■ DIRECTIONS: Every line below that holds the string "index" should be copied out.
···
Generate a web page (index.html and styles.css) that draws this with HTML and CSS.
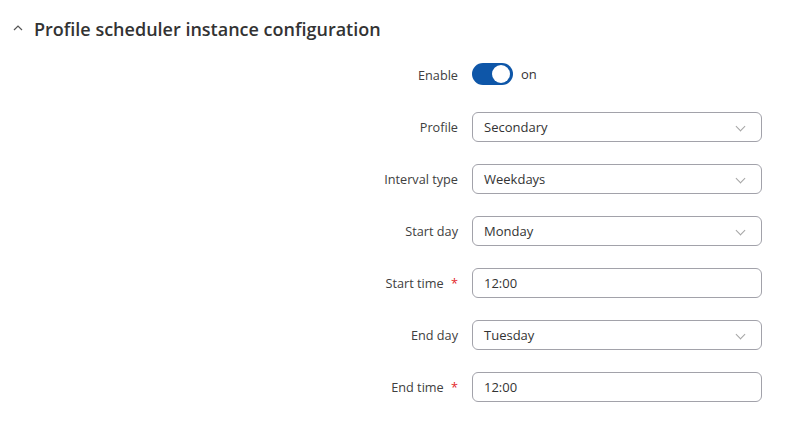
FILE: index.html
```html
<!DOCTYPE html>
<html lang="en">
<head>
    <meta charset="UTF-8">
    <title>Profile scheduler</title>
    <link rel="stylesheet" href="styles.css">
</head>
<body>

<div class="section">
    <div class="section-title">
        <svg class="collapse-icon" width="12" height="12" viewBox="0 0 12 12">
            <path d="M2 8 L6 4 L10 8" fill="none" stroke="#555" stroke-width="1.2"/>
        </svg>
        <h2>Profile scheduler instance configuration</h2>
    </div>

    <div class="form">
        <div class="row">
            <label>Enable</label>
            <div class="field toggle-field">
                <span class="toggle"><span class="knob"></span></span>
                <span class="toggle-text">on</span>
            </div>
        </div>
        <div class="row">
            <label>Profile</label>
            <div class="field select">Secondary</div>
        </div>
        <div class="row">
            <label>Interval type</label>
            <div class="field select">Weekdays</div>
        </div>
        <div class="row">
            <label>Start day</label>
            <div class="field select">Monday</div>
        </div>
        <div class="row">
            <label>Start time <span class="req">*</span></label>
            <div class="field input">12:00</div>
        </div>
        <div class="row">
            <label>End day</label>
            <div class="field select">Tuesday</div>
        </div>
        <div class="row">
            <label>End time <span class="req">*</span></label>
            <div class="field input">12:00</div>
        </div>
    </div>
</div>

</body>
</html>
```

FILE: styles.css
```css
body {
    font-family: "Open Sans", Arial, sans-serif;
    margin: 0;
    padding: 0;
    background-color: #fff;
    color: #333;
}

.section {
    padding: 16px 0 0 12px;
}

.section-title {
    display: flex;
    align-items: center;
    gap: 10px;
    height: 26px;
}

.collapse-icon {
    margin-top: -2px;
}

.section-title h2 {
    margin: 0;
    font-size: 18px;
    font-weight: 600;
    color: #333;
}

.form {
    margin-top: 18px;
    display: flex;
    flex-direction: column;
    gap: 22px;
}

.row {
    display: flex;
    align-items: center;
    height: 30px;
}

.row label {
    width: 446px;
    text-align: right;
    font-size: 12.7px;
    color: #404040;
    padding-right: 14px;
}

.req {
    color: #e3262b;
    margin-left: 4px;
}

.field {
    width: 290px;
    height: 30px;
    box-sizing: border-box;
    font-size: 13px;
    color: #333;
}

.select, .input {
    border: 1px solid #a2a2aa;
    border-radius: 6px;
    padding: 0 11px;
    display: flex;
    align-items: center;
}

.select {
    position: relative;
}

.select::after {
    content: "";
    position: absolute;
    right: 17px;
    top: 10px;
    width: 6px;
    height: 6px;
    border-right: 1px solid #a5a5a5;
    border-bottom: 1px solid #a5a5a5;
    transform: rotate(45deg);
}

.toggle-field {
    display: flex;
    align-items: center;
    gap: 8px;
    margin-top: -3px;
}

.toggle {
    width: 41px;
    height: 22px;
    border-radius: 11px;
    background-color: #0e56a8;
    position: relative;
}

.knob {
    position: absolute;
    right: 3px;
    top: 2px;
    width: 18px;
    height: 18px;
    border-radius: 50%;
    background-color: #fff;
}
```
···
■ EXERCISE SOLUTION:
Generate a web page (index.html and styles.css) that draws this with HTML and CSS.
FILE: index.html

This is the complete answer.